Why it matters: Rest is not indulgence—it’s strategy. Leaders who prioritize recovery make clearer, faster, and more confident choices. For women who are often juggling demanding professional roles with personal responsibilities, recovery is the foundation that sustains long-term impact without burning out.
Decision fatigue isn’t inevitable. With the right systems, boundaries, and recovery habits, you can reclaim the clarity and confidence that endless choices threaten to erode. These strategies don’t just lighten your cognitive load—they create space for the kind of decisions that define strong leadership. By treating decision-making as a resource to be managed, you position yourself to lead with sharper focus, steadier patience, and a renewed sense of control.
Final Thoughts
Decision fatigue may be invisible, but its effects are anything but. From procrastination and irritability to second-guessing and avoidance, the signs creep into daily life in ways that drain confidence and strain relationships. For women in leadership, the stakes are even higher: the constant demand to balance authority with approachability means that every slip in patience or clarity can feel amplified.

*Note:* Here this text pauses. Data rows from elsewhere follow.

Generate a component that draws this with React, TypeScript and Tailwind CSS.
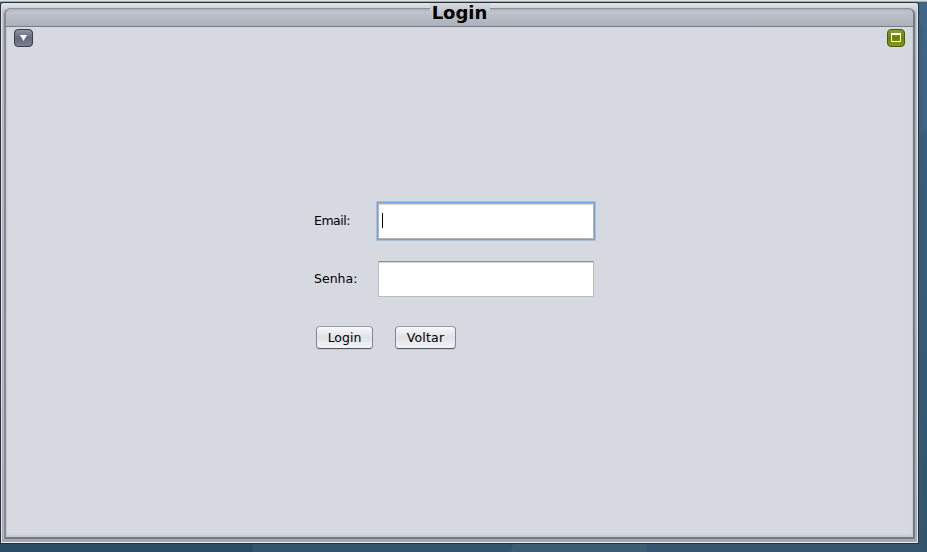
import type { ReactNode } from "react";

function Field({ label, focused = false }: { label: string; focused?: boolean }) {
  return (
    <label className="flex h-[36px] items-center">
      <span
        className={
          "w-[64px] text-[12.5px] leading-4 " + (focused ? "tracking-[-0.5px]" : "")
        }
      >
        {label}
      </span>
      <span
        className={
          "flex h-[36px] w-[216px] items-center border bg-white pl-[3px] " +
          (focused
            ? "border-[#b8b3ae] shadow-[0_0_0_1px_#74a4d3,0_0_0_2px_#a5c1df,inset_0_1px_0_#d8d5d2]"
            : "border-[#babbbe] border-t-[#8e8f93] shadow-[inset_0_1px_0_#d8d9dc]")
        }
      >
        {focused && <span className="-mt-px h-[15px] w-px bg-black" />}
      </span>
    </label>
  );
}

function Button({ className, children }: { className: string; children: ReactNode }) {
  return (
    <button
      type="button"
      className={
        "flex h-[23px] items-center justify-center rounded-[4px] border border-[#83868d] border-t-[#999ca3] border-b-[#555960] bg-linear-to-b from-[#f7f8fa] via-[#dfe2e7] to-[#f3f5f9] text-[12.5px] leading-4 shadow-[0_1px_0_#c5c9d1] " +
        className
      }
    >
      {children}
    </button>
  );
}

export default function App() {
  return (
    <div className="relative h-[552px] w-[927px] overflow-hidden bg-linear-to-b from-[#3f658a] via-[#3b6080] to-[#34556d] font-['DejaVu_Sans',sans-serif] text-black">
      <svg className="absolute inset-0" width="927" height="552" aria-hidden="true">
        <path d="M0 543h253v9H0z" fill="#2b4c65" />
        <path d="M253 543h260l-2 9H253z" fill="#32546c" />
        <path d="M513 543h134v9H511z" fill="#3c5d73" />
        <path d="M919 24q4 2 4 8v520h-4z" fill="#3e5c77" fillOpacity=".55" />
        <path d="M919 137l8-8v423h-8z" fill="#2c5069" fillOpacity=".25" />
        <path d="M0 0h927v1H0z" fill="#dce0e1" />
        <path d="M0 1h927v1H0z" fill="#a2adb3" />
      </svg>
      <div className="relative mt-[2px] h-[542px] w-[919px] rounded-t-[3px] border border-[#25323b] bg-linear-to-b from-[#e5e7e9] via-[#c0c4cc] via-[9px] to-[#a5aab5] p-[3px] pt-[5px] shadow-[inset_1px_0_0_#e3e5e8,inset_-1px_0_0_#e3e5e8,inset_0_-1px_0_#edeeed]">
        <main className="flex h-[531px] flex-col rounded-t-[7px] border-2 border-t border-[#858993] border-t-[#8c8f98] border-r-[#747b87] border-b-[#747b87] bg-[#d6d9e0] shadow-[-1px_0_0_#b4b7bf,1px_0_0_#acb1bb,inset_0_-2px_2px_#c7cad0,inset_1px_0_1px_#c7cad0,inset_-1px_0_1px_#c7cad0]">
          <header className="flex h-[18px] shrink-0 justify-center rounded-t-[5px] border-b border-[#747b87] bg-linear-to-b from-[#aeb1ba] via-[#c0c3cb] via-[3px] to-[#abb0bb]">
            <h1 className="-mt-[6px] h-[23px] w-[60px] bg-linear-to-b from-[#d6d8dd] via-[#c1c4cd] via-40% to-[#abb0bb] text-center text-[18px] leading-[20px] font-bold">
              Login
            </h1>
          </header>
          <div className="flex justify-between pt-[2px] pr-[8px] pl-[8px]">
            <button type="button" aria-label="Menu" className="h-[18px] w-[19px]">
              <svg width="19" height="18" viewBox="0 0 19 18">
                <defs>
                  <linearGradient id="menu" x2="0" y2="1">
                    <stop stopColor="#9298a3" />
                    <stop offset=".5" stopColor="#626b7b" />
                    <stop offset="1" stopColor="#788292" />
                  </linearGradient>
                </defs>
                <rect x=".5" y=".5" width="18" height="17" rx="3.5" fill="url(#menu)" stroke="#373e4b" />
                <path d="M6 6h7L9.5 12z" fill="#fff" />
              </svg>
            </button>
            <button type="button" aria-label="Maximize" className="h-[18px] w-[18px]">
              <svg width="18" height="18" viewBox="0 0 18 18">
                <defs>
                  <linearGradient id="maximize" x2="0" y2="1">
                    <stop stopColor="#8b9e40" />
                    <stop offset=".5" stopColor="#708000" />
                    <stop offset="1" stopColor="#879e18" />
                  </linearGradient>
                </defs>
                <rect x=".5" y=".5" width="17" height="17" rx="3.5" fill="url(#maximize)" stroke="#4a5d0a" />
                <path d="M4.5 4.5h9v8h-9z" fill="none" stroke="#fff" />
                <path d="M4 4h10v2H4z" fill="#fff" />
              </svg>
            </button>
          </div>
          <form className="mt-[156px] ml-[308px] flex w-[282px] flex-col">
            <Field label="Email:" focused />
            <div className="mt-[22px]">
              <Field label="Senha:" />
            </div>
            <div className="mt-[29px] ml-[2px] flex gap-[22px]">
              <Button className="w-[57px]">Login</Button>
              <Button className="w-[61px] tracking-[0.2px]">Voltar</Button>
            </div>
          </form>
        </main>
      </div>
    </div>
  );
}
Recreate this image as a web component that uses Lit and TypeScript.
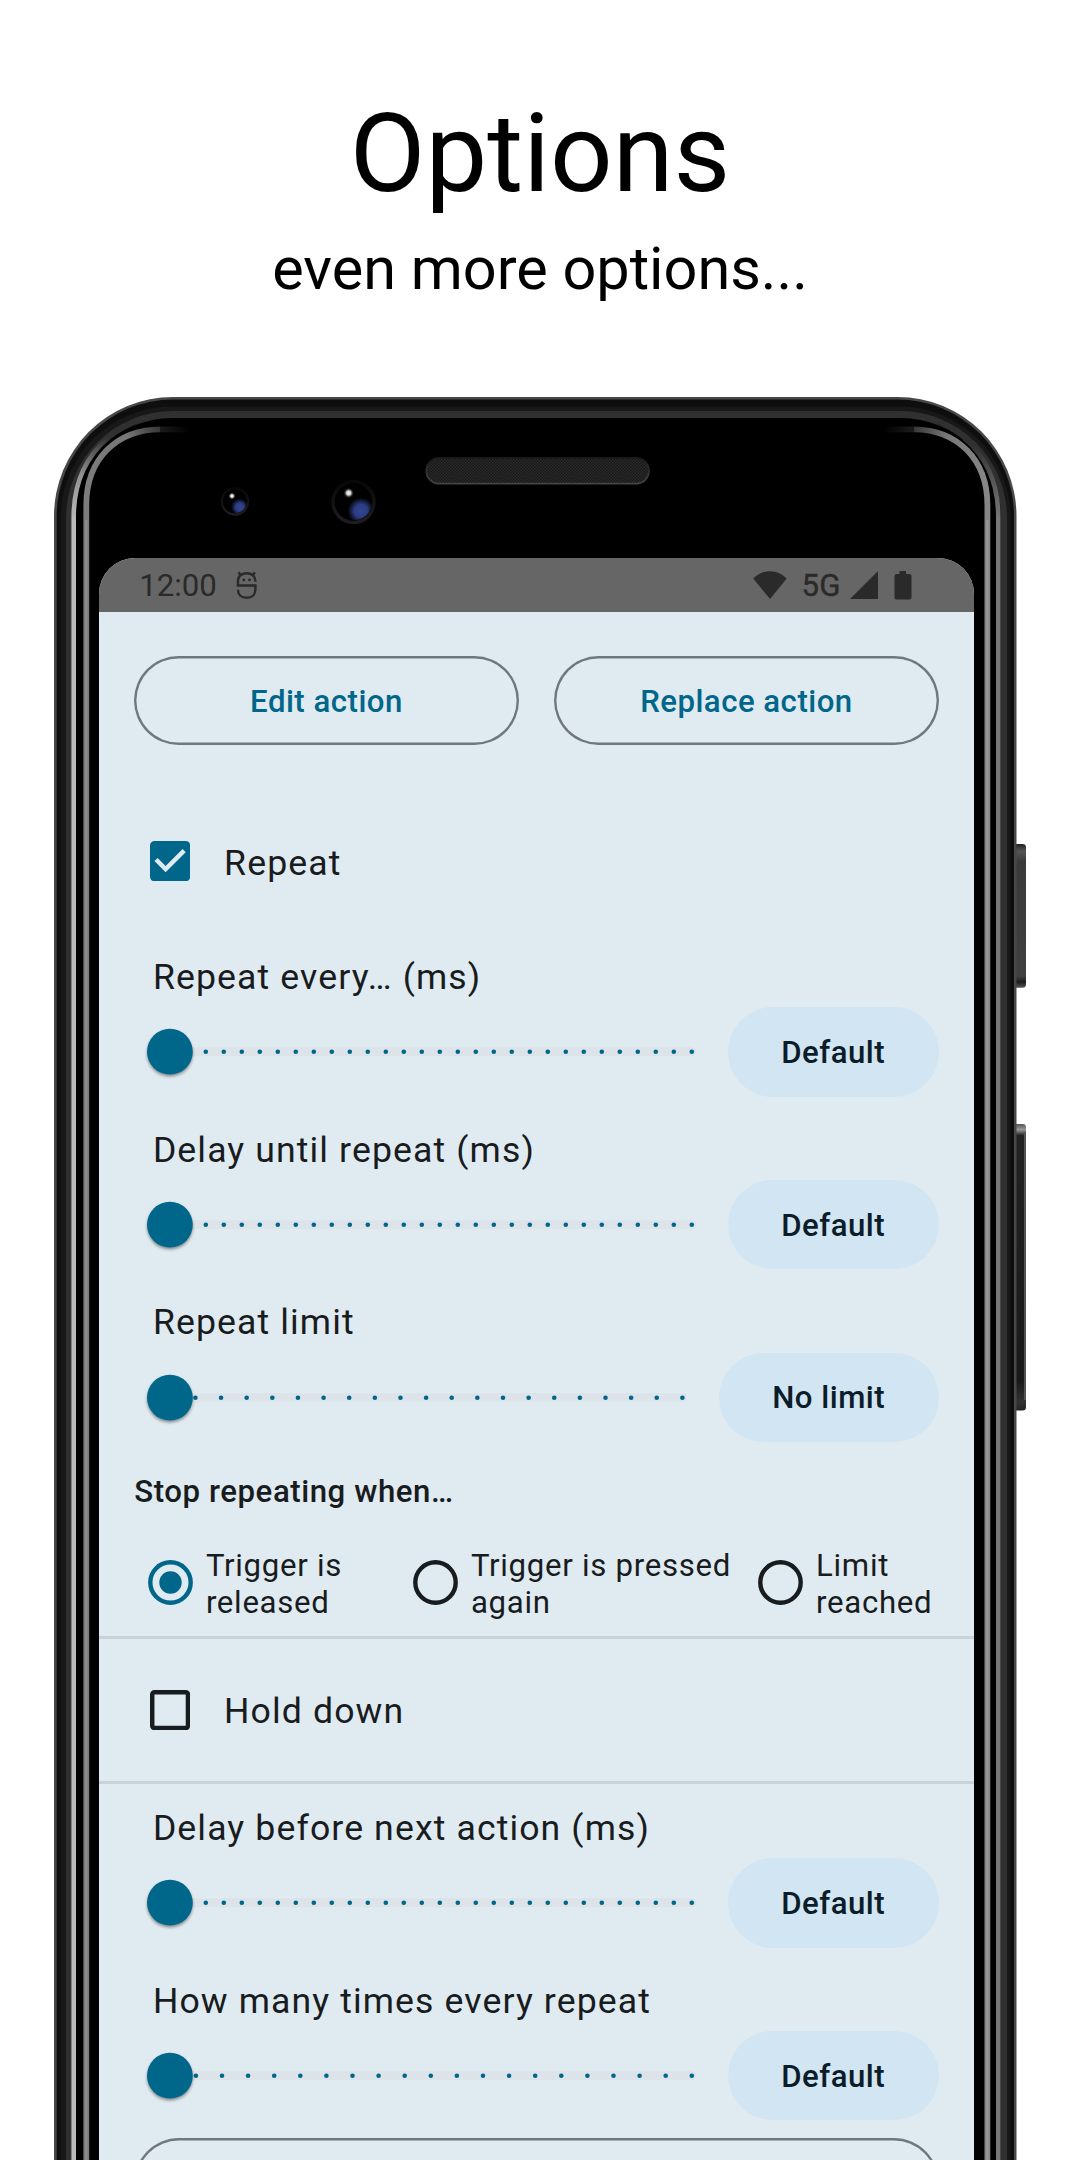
import { LitElement, html, svg, css } from "lit";
import { customElement, property } from "lit/decorators.js";

@customElement("phone-frame")
class PhoneFrame extends LitElement {
  static styles = css`
    :host { display: block; }
    svg { display: block; }
  `;
  render() {
    return html`<svg width="1080" height="1800" viewBox="0 360 1080 1800">
      <defs>
        <linearGradient id="edge" gradientUnits="userSpaceOnUse" x1="86" y1="470" x2="190" y2="429">
          <stop offset="0" stop-color="#7c7c7c"/><stop offset=".45" stop-color="#777"/><stop offset="1" stop-color="#000"/>
        </linearGradient>
        <linearGradient id="edgeR" gradientUnits="userSpaceOnUse" x1="987" y1="470" x2="883" y2="429">
          <stop offset="0" stop-color="#868686"/><stop offset=".45" stop-color="#777"/><stop offset="1" stop-color="#000"/>
        </linearGradient>
        <linearGradient id="rimL" gradientUnits="userSpaceOnUse" x1="74" y1="520" x2="108" y2="437">
          <stop offset="0" stop-color="#b9b9b9"/><stop offset=".5" stop-color="#909090"/><stop offset="1" stop-color="#303030"/>
        </linearGradient>
        <linearGradient id="rimR" gradientUnits="userSpaceOnUse" x1="998" y1="520" x2="970" y2="445">
          <stop offset="0" stop-color="#777"/><stop offset=".5" stop-color="#555"/><stop offset="1" stop-color="#303030"/>
        </linearGradient>
        <linearGradient id="power" x1="0" y1="0" x2="0" y2="1">
          <stop offset="0" stop-color="#222"/><stop offset=".05" stop-color="#555"/><stop offset=".12" stop-color="#3a3a3a"/>
          <stop offset=".92" stop-color="#404040"/><stop offset=".96" stop-color="#1c1c1c"/><stop offset="1" stop-color="#555"/>
        </linearGradient>
        <linearGradient id="volume" x1="0" y1="0" x2="0" y2="1">
          <stop offset="0" stop-color="#555"/><stop offset=".02" stop-color="#999"/><stop offset=".04" stop-color="#222"/>
          <stop offset=".9" stop-color="#191919"/><stop offset=".97" stop-color="#333"/><stop offset="1" stop-color="#222"/>
        </linearGradient>
        <pattern id="mesh" width="3" height="3" patternUnits="userSpaceOnUse">
          <rect width="3" height="3" fill="#161616"/>
          <rect width="1.5" height="1.5" fill="#2b2b2b"/><rect x="1.5" y="1.5" width="1.5" height="1.5" fill="#2b2b2b"/>
        </pattern>
        <linearGradient id="grille" x1="0" y1="0" x2="0" y2="1">
          <stop offset="0" stop-color="#1a1a1a"/><stop offset="1" stop-color="#444"/>
        </linearGradient>
        <radialGradient id="lens" cx=".7" cy=".74" r=".36">
          <stop offset="0" stop-color="#33468f"/><stop offset=".5" stop-color="#2b3c82"/><stop offset="1" stop-color="#000"/>
        </radialGradient>
        <radialGradient id="glint">
          <stop offset="0" stop-color="#fff"/><stop offset=".4" stop-color="#ccc"/><stop offset="1" stop-color="#000" stop-opacity="0"/>
        </radialGradient>
        <linearGradient id="ring" x1="0" y1="0" x2="0" y2="1">
          <stop offset="0" stop-color="#080808"/><stop offset="1" stop-color="#1e1c1f"/>
        </linearGradient>
      </defs>
      <path d="M1015 844h7.500a3.500 3.500 0 0 1 3.500 3.500v136.700a3.500 3.500 0 0 1-3.500 3.500H1015z" fill="url(#power)"/>
      <path d="M1015 1124h7.500a3.500 3.500 0 0 1 3.500 3.500v279.500a3.500 3.500 0 0 1-3.500 3.500H1015z" fill="url(#volume)"/>
      <path d="M1025 1134v266" stroke="#666" stroke-width="1.500"/>
      <rect x="54" y="397" width="962.500" height="2000" rx="119" fill="#484848"/>
      <rect x="56.700" y="399.500" width="957.300" height="2000" rx="116.500" fill="#0e0e0e"/>
      <rect x="60.500" y="406.500" width="950" height="2000" rx="111" fill="#181818"/>
      <rect x="66" y="411" width="941" height="2000" rx="107" fill="#303030"/>
      <rect x="72" y="418" width="929" height="2000" rx="100" fill="#000"/>
      <path d="M73.700 2160V517C73.700 480 88 455 108 438" fill="none" stroke="url(#rimL)" stroke-width="4.600"/>
      <path d="M998.300 2160V517C998.300 480 984 455 964 438" fill="none" stroke="url(#rimR)" stroke-width="4.600"/>
      <path d="M86.300 2160V505C86.300 460 116 429.500 160 429.300H192" fill="none" stroke="url(#edge)" stroke-width="5.800"/>
      <path d="M86.300 2160V520" stroke="#8e8e8e" stroke-width="2"/>
      <path d="M987.400 2160V505C987.400 460 957.700 429.500 914 429.300H882" fill="none" stroke="url(#edgeR)" stroke-width="5.800"/>
      <path d="M987.400 2160V520" stroke="#989898" stroke-width="2"/>
      <path d="M160 424V434H195V424ZM914 424V434H878V424Z" fill="#000" opacity=".5"/>
      <rect x="426.300" y="458" width="222.700" height="25.700" rx="12.850" fill="url(#mesh)" stroke="url(#grille)" stroke-width="1.800"/>
      <circle cx="235" cy="501.500" r="13" fill="#000" stroke="url(#ring)" stroke-width="2.500"/>
      <circle cx="235" cy="501.500" r="11.800" fill="url(#lens)"/>
      <circle cx="232" cy="496" r="3.800" fill="url(#glint)"/>
      <circle cx="353.500" cy="502" r="20.500" fill="#000" stroke="url(#ring)" stroke-width="3.500"/>
      <circle cx="353.500" cy="502" r="18.500" fill="url(#lens)"/>
      <circle cx="348.700" cy="493" r="5.500" fill="url(#glint)"/>
    </svg>`;
  }
}

@customElement("status-bar")
class StatusBar extends LitElement {
  static styles = css`
    :host {
      display: flex; align-items: center; box-sizing: border-box; height: 53.700px;
      padding: 0 62px 0 40.500px; background: #666; color: #2a2a2a;
      font: 400 31.200px/37px Roboto, sans-serif;
    }
    .time { padding-top: 2px; }
    .badge { margin-left: 19.500px; }
    .spacer { flex: 1; }
    .net { margin: 0 9px 0 14px; padding-top: 1px; letter-spacing: .400px; -webkit-text-stroke: .400px currentColor; }
    .battery { margin-left: 16px; }
    svg { display: block; fill: currentColor; }
  `;
  render() {
    return html`
      <span class="time">12:00</span>
      <svg class="badge" width="22" height="30" viewBox="0 0 22 30">
        <g fill="none" stroke="currentColor" stroke-width="2.400">
          <path d="M2 15.700V10.800C2 6 6 3.200 10.700 3.200S19.400 6 19.400 10.800V11.800"/>
          <path d="M.8 15.500H20.500"/>
          <path d="M19.400 15.500V19.500C19.400 24.800 15.800 27.800 10.700 27.800S2 24.800 2 19.800"/>
          <path d="M5 5.200L2.400 2.400M16.400 5.200L19 2.400"/>
        </g>
        <circle cx="7.800" cy="9.900" r="1.400"/><circle cx="13.500" cy="9.900" r="1.400"/>
      </svg>
      <span class="spacer"></span>
      <svg width="34" height="28" viewBox="0 0 34 28"><path d="M17 28L.3 7.600C5 3 10.500.300 17 .300S29 3 33.700 7.600Z"/></svg>
      <span class="net">5G</span>
      <svg width="28" height="28" viewBox="0 0 28 28"><path d="M28 0V28H0Z"/></svg>
      <svg class="battery" width="18" height="30" viewBox="0 0 18 30">
        <path d="M5.500 1H12V4H15.500A2 2 0 0 1 17.500 6V27.500A2 2 0 0 1 15.500 29.500H2.500A2 2 0 0 1 .5 27.500V6A2 2 0 0 1 2.500 4H5.500Z"/>
      </svg>`;
  }
}

@customElement("option-slider")
class OptionSlider extends LitElement {
  @property() label = "";
  @property() action = "Default";
  @property({ type: Number }) steps = 29;
  @property({ type: Number }) span = 522;

  static styles = css`
    :host { display: block; padding-top: 26.900px; }
    .label {
      margin-left: 18.600px; height: 56.400px; font-size: 35.640px; line-height: 53.500px;
      letter-spacing: 1.110px; white-space: nowrap;
    }
    .row { display: flex; justify-content: space-between; height: 89.400px; }
    svg { display: block; overflow: visible; }
    .thumb { filter: drop-shadow(0 2px 1.800px rgba(0, 0, 0, .4)); }
    .tonal {
      border: 0; border-radius: 45px; padding: 2px 53.500px 0; background: #d2e5f3; color: #0b1d28;
      font: 500 31.200px/44px Roboto, sans-serif; letter-spacing: .480px; white-space: nowrap;
    }
  `;
  render() {
    const ticks = Array.from({ length: this.steps }, (_, i) => 35.8 + (this.span * (i + 1)) / this.steps);
    return html`
      <div class="label">${this.label}</div>
      <div class="row">
        <svg width=${this.span + 40} height="89.400">
          <rect x="33" y="40.200" width=${this.span + 7} height="9" rx="4.500" fill="#dce3e9"/>
          ${ticks.map((x) => svg`<circle cx=${x} cy="44.700" r="2.300" fill="#00668a"/>`)}
          <circle class="thumb" cx="35.900" cy="44.700" r="22.900" fill="#00668a"/>
        </svg>
        <button class="tonal">${this.action}</button>
      </div>`;
  }
}

@customElement("option-check")
class OptionCheck extends LitElement {
  @property() label = "";
  @property({ type: Boolean }) checked = false;
  static styles = css`
    :host {
      display: flex; align-items: center; gap: 33.700px; padding-left: 51.500px;
      font-size: 35.640px; line-height: 53.500px; letter-spacing: 1.110px;
    }
    svg { display: block; }
    .text { padding-top: 4.200px; }
  `;
  render() {
    return html`
      <svg width="40.200" height="40.200" viewBox="3 3 18 18">
        ${this.checked
          ? svg`<rect x="3" y="3" width="18" height="18" rx="2" fill="#00668a"/>
              <path d="M10 17l-5-5 1.410-1.410L10 14.170l7.590-7.590L19 8z" fill="#e0ebf1"/>`
          : svg`<rect x="4" y="4" width="16" height="16" rx="1" fill="none" stroke="#191c1e" stroke-width="2"/>`}
      </svg>
      <span class="text">${this.label}</span>`;
  }
}

@customElement("option-radio")
class OptionRadio extends LitElement {
  @property({ type: Array }) lines: string[] = [];
  @property({ type: Boolean }) checked = false;
  static styles = css`
    :host {
      display: flex; align-items: center; gap: 13px; white-space: nowrap;
      font-size: 31.200px; line-height: 37.400px; letter-spacing: .700px;
    }
    svg { display: block; flex: none; }
    .text { padding-top: 3px; }
  `;
  render() {
    const color = this.checked ? "#00668a" : "#191c1e";
    return html`
      <svg width="45" height="45">
        <circle cx="22.500" cy="22.500" r="20.200" fill="none" stroke=${color} stroke-width="4.400"/>
        ${this.checked ? svg`<circle cx="22.500" cy="22.500" r="11.200" fill=${color}/>` : ""}
      </svg>
      <div class="text">${this.lines.map((line) => html`<div>${line}</div>`)}</div>`;
  }
}

@customElement("app-root")
class AppRoot extends LitElement {
  static styles = css`
    :host {
      display: block; position: relative; box-sizing: border-box; width: 1080px; height: 2160px;
      overflow: hidden; background: #fff; color: #191c1e; font-family: Roboto, sans-serif;
    }
    .heading { height: 558px; box-sizing: border-box; padding-top: 89px; text-align: center; color: #000; }
    .title { margin: 0; font-size: 110px; line-height: 129px; font-weight: 400; }
    .subtitle { margin: 16px 0 0; font-size: 59.400px; line-height: 70px; }
    .frame { position: absolute; left: 0; top: 360px; }
    .screen {
      position: relative; width: 875.300px; height: 1602px; margin-left: 98.700px; overflow: hidden;
      background: #e0ebf1; border-radius: 36px 36px 0 0;
    }
    .actions { display: flex; gap: 35.600px; padding: 44.300px 35.400px 0 35.600px; }
    .outlined {
      flex: 1; box-sizing: border-box; height: 89.500px; border: 0; border-radius: 45px;
      box-shadow: inset 0 0 0 2.400px #70787d;
      padding: 2px 0 0; background: none; color: #00668a;
      font: 500 31.200px/44px Roboto, sans-serif; letter-spacing: .480px;
    }
    .repeat { height: 107px; margin-top: 62.300px; }
    .sliders { padding: 9.200px 35.400px 0 35.600px; }
    .sliders.after { padding-top: 0; margin-top: -8.400px; }
    .stop { margin: 28.200px 35.600px 0; font-size: 31.200px; line-height: 44.600px; font-weight: 500; letter-spacing: .560px; }
    .radios { display: grid; grid-template-columns: 265px 345.200px 1fr; height: 107px; margin-top: 14.700px; padding-left: 49.200px; }
    .divider { height: 2.200px; background: #c8d2d8; }
    .hold { height: 142.700px; }
    .actions.last { padding-top: 17.600px; }
  `;
  render() {
    return html`
      <header class="heading">
        <h1 class="title">Options</h1>
        <p class="subtitle">even more options...</p>
      </header>
      <phone-frame class="frame"></phone-frame>
      <main class="screen">
        <status-bar></status-bar>
        <div class="actions">
          <button class="outlined">Edit action</button>
          <button class="outlined">Replace action</button>
        </div>
        <option-check class="repeat" label="Repeat" checked></option-check>
        <div class="sliders">
          <option-slider label="Repeat every… (ms)"></option-slider>
          <option-slider label="Delay until repeat (ms)"></option-slider>
          <option-slider label="Repeat limit" action="No limit" steps="20" span="512.600"></option-slider>
        </div>
        <div class="stop">Stop repeating when…</div>
        <div class="radios">
          <option-radio .lines=${["Trigger is", "released"]} checked></option-radio>
          <option-radio .lines=${["Trigger is pressed", "again"]}></option-radio>
          <option-radio .lines=${["Limit", "reached"]}></option-radio>
        </div>
        <div class="divider"></div>
        <option-check class="hold" label="Hold down"></option-check>
        <div class="divider"></div>
        <div class="sliders after">
          <option-slider label="Delay before next action (ms)"></option-slider>
          <option-slider label="How many times every repeat" steps="20"></option-slider>
        </div>
        <div class="actions last"><button class="outlined"></button></div>
      </main>`;
  }
}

The good news is that decision fatigue isn’t a fixed reality—it’s a signal. By automating low-stakes choices, setting clear boundaries, relying on frameworks, limiting inputs, and prioritizing recovery, you can protect your decision-making power where it matters most. These aren’t just productivity hacks; they are leadership practices that safeguard your influence, preserve your energy, and ensure that the choices shaping your career and your team are made with clarity, not exhaustion.
At its core, leadership isn’t about making every decision. It’s about making the right decisions—and doing so with consistency, confidence, and care. By recognizing the signs of decision fatigue and proactively managing your mental energy, you give yourself the greatest advantage of all: the ability to lead with intention.